Boa parte dos escravos fazia trabalho semelhante a qualquer outro. As instituições religiosas tinham muitas terras e nelas cultivavam cana de açúcar e café. Quem fazia este trabalho era a mão de obra escrava.
Contudo, havia também muitos escravos especializados que trabalhavam como artesãos. Nesse sentido, a Ordem de São Bento investiu em capacitação. Carpinteiros, ferreiros, oleiros, sapateiros, boticários, enfermeiros. Desempenhar essas funções especiais, conferia “prestígio” dentro da comunidade escrava. E muitos desses profissionais acabavam conseguindo fazer trabalhos “por fora” e, assim, juntar dinheiro para, no futuro, comprar a alforria.
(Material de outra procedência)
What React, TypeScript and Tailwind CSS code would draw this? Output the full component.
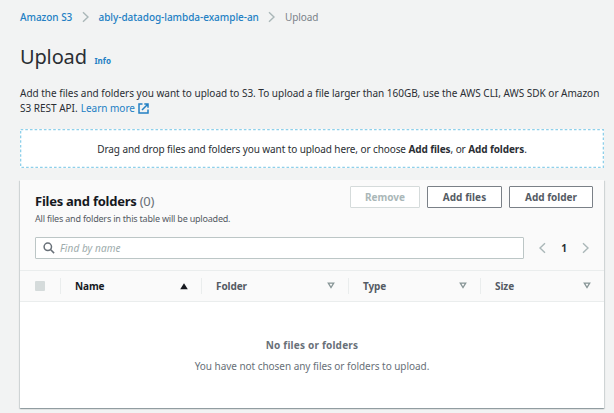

Outros ainda serviam aos monges tanto nos clautros quanto nas casas paroquiais, responsáveis por todo o trabalho doméstico e também no serviço da “fé”: “botavam a comida na mesa, tocavam o sino da capela, seguravam o livro na hora da missa, e por aí vai”.
Abolição “prematura”.
Ao libertar os escravos na mesma época da promulgação da Lei do Ventre Livre, em 1871, as instituições católicas gerariam uma certa “comoção” nas elites nacionais.
“A abolição não significa simplesmente a questão humanitária por trás da liberdade do indivíduo, mas também uma questão de ordem econômica sobre aqueles que você teria de estar empregando”, afirma o historiador Philippe Arthur dos Reis.
Quando os debates sobre a abolição se acirraram, isto a partir de 1865, uma lei de 1869 estabeleceu que as instituições religiosas deveriam libertar todos os seus escravos em um prazo de 10 anos!
“Prevendo uma maior intervenção do Estado e do Parlamento, a Ordem de São Bento do Brasil já havia se antecipado, decretando a liberdade de todo as crianças nascidas a partir do dia 3 de maio de 1866”, diz o pesquisador.
Essa medida teve “impacto” junto às autoridades. O imperador Pedro II presenteou o então abade geral com uma caixa de ouro cravejada de diamantes! O deputado Tavares Bastos, voz dita abolicionista, declarou que o gesto era “um ato generoso e solene” — e que deveria ser seguido pelas demais instituições religiosas!
Em 1871, afinal, veio a libertação total dos “escravos da religião” da Igreja Católica no Brasil, quase um século após a libertação dos negros no Haiti, em 1791.